**YOUR INSTRUCTIONS**
Write every line out verbatim and omit the pictures.

-------------------------

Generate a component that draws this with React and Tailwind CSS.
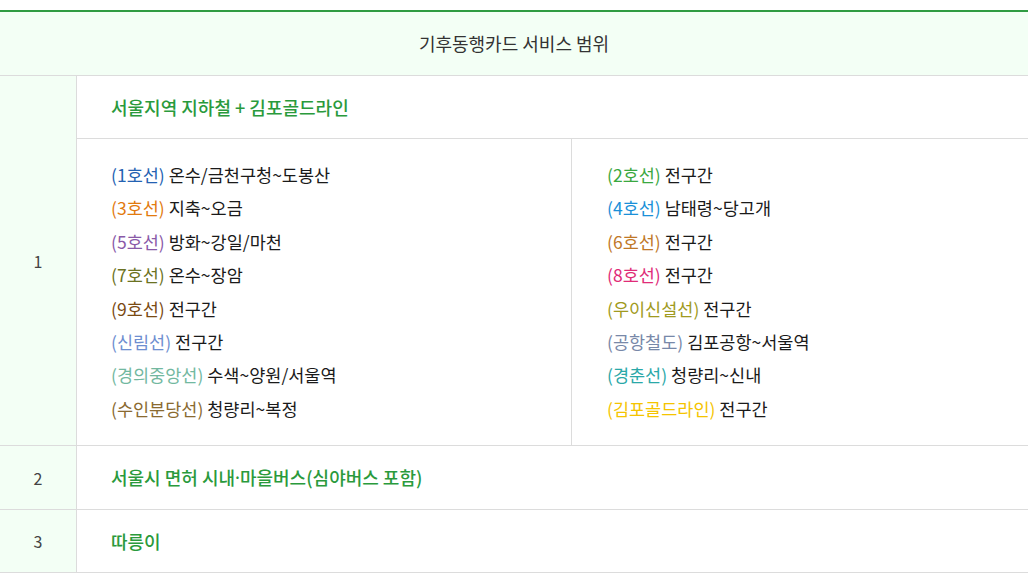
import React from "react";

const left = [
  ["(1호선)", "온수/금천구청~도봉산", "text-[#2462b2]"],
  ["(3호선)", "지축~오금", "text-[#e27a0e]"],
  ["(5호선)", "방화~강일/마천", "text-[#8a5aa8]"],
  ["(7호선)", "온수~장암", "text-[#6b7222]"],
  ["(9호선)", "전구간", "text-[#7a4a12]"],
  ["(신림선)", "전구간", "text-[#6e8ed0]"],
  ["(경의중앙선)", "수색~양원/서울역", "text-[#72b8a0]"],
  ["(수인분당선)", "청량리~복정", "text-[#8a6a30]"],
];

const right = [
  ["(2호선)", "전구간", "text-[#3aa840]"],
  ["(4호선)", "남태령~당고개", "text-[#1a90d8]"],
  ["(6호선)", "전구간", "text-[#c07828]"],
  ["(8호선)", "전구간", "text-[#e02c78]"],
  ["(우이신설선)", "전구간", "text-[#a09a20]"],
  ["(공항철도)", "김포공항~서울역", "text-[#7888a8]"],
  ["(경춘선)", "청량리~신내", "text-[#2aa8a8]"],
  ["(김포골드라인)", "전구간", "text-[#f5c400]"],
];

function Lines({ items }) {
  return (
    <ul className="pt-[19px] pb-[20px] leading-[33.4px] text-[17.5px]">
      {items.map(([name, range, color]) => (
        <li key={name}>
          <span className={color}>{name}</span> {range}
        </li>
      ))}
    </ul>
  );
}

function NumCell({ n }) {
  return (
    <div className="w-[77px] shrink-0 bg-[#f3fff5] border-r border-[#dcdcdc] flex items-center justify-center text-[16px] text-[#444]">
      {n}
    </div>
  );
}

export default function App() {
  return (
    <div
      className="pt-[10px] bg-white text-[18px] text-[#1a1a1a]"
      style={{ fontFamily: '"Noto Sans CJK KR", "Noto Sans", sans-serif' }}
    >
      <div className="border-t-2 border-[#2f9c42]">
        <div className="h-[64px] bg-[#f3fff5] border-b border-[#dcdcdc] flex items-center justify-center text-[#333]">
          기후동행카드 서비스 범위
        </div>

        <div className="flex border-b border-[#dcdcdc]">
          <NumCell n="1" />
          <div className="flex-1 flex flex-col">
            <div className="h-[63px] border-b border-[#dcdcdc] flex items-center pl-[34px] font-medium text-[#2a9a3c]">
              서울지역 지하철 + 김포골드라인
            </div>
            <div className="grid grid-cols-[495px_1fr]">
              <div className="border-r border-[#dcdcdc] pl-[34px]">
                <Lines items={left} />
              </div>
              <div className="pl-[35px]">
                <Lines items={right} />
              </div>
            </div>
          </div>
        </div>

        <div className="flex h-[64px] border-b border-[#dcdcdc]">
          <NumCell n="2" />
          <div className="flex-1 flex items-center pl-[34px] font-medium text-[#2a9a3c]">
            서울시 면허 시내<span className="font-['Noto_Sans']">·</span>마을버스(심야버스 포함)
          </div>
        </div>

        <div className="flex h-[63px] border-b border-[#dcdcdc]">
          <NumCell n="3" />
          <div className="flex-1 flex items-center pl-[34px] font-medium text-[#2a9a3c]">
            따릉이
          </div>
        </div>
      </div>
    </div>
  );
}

-------------------------

**RESPONSE TO THE TASK**
Generate a component that draws this with React and Tailwind CSS.
import React from "react";

const left = [
  ["(1호선)", "온수/금천구청~도봉산", "text-[#2462b2]"],
  ["(3호선)", "지축~오금", "text-[#e27a0e]"],
  ["(5호선)", "방화~강일/마천", "text-[#8a5aa8]"],
  ["(7호선)", "온수~장암", "text-[#6b7222]"],
  ["(9호선)", "전구간", "text-[#7a4a12]"],
  ["(신림선)", "전구간", "text-[#6e8ed0]"],
  ["(경의중앙선)", "수색~양원/서울역", "text-[#72b8a0]"],
  ["(수인분당선)", "청량리~복정", "text-[#8a6a30]"],
];

const right = [
  ["(2호선)", "전구간", "text-[#3aa840]"],
  ["(4호선)", "남태령~당고개", "text-[#1a90d8]"],
  ["(6호선)", "전구간", "text-[#c07828]"],
  ["(8호선)", "전구간", "text-[#e02c78]"],
  ["(우이신설선)", "전구간", "text-[#a09a20]"],
  ["(공항철도)", "김포공항~서울역", "text-[#7888a8]"],
  ["(경춘선)", "청량리~신내", "text-[#2aa8a8]"],
  ["(김포골드라인)", "전구간", "text-[#f5c400]"],
];

function Lines({ items }) {
  return (
    <ul className="pt-[19px] pb-[20px] leading-[33.4px] text-[17.5px]">
      {items.map(([name, range, color]) => (
        <li key={name}>
          <span className={color}>{name}</span> {range}
        </li>
      ))}
    </ul>
  );
}

function NumCell({ n }) {
  return (
    <div className="w-[77px] shrink-0 bg-[#f3fff5] border-r border-[#dcdcdc] flex items-center justify-center text-[16px] text-[#444]">
      {n}
    </div>
  );
}

export default function App() {
  return (
    <div
      className="pt-[10px] bg-white text-[18px] text-[#1a1a1a]"
      style={{ fontFamily: '"Noto Sans CJK KR", "Noto Sans", sans-serif' }}
    >
      <div className="border-t-2 border-[#2f9c42]">
        <div className="h-[64px] bg-[#f3fff5] border-b border-[#dcdcdc] flex items-center justify-center text-[#333]">
          기후동행카드 서비스 범위
        </div>

        <div className="flex border-b border-[#dcdcdc]">
          <NumCell n="1" />
          <div className="flex-1 flex flex-col">
            <div className="h-[63px] border-b border-[#dcdcdc] flex items-center pl-[34px] font-medium text-[#2a9a3c]">
              서울지역 지하철 + 김포골드라인
            </div>
            <div className="grid grid-cols-[495px_1fr]">
              <div className="border-r border-[#dcdcdc] pl-[34px]">
                <Lines items={left} />
              </div>
              <div className="pl-[35px]">
                <Lines items={right} />
              </div>
            </div>
          </div>
        </div>

        <div className="flex h-[64px] border-b border-[#dcdcdc]">
          <NumCell n="2" />
          <div className="flex-1 flex items-center pl-[34px] font-medium text-[#2a9a3c]">
            서울시 면허 시내<span className="font-['Noto_Sans']">·</span>마을버스(심야버스 포함)
          </div>
        </div>

        <div className="flex h-[63px] border-b border-[#dcdcdc]">
          <NumCell n="3" />
          <div className="flex-1 flex items-center pl-[34px] font-medium text-[#2a9a3c]">
            따릉이
          </div>
        </div>
      </div>
    </div>
  );
}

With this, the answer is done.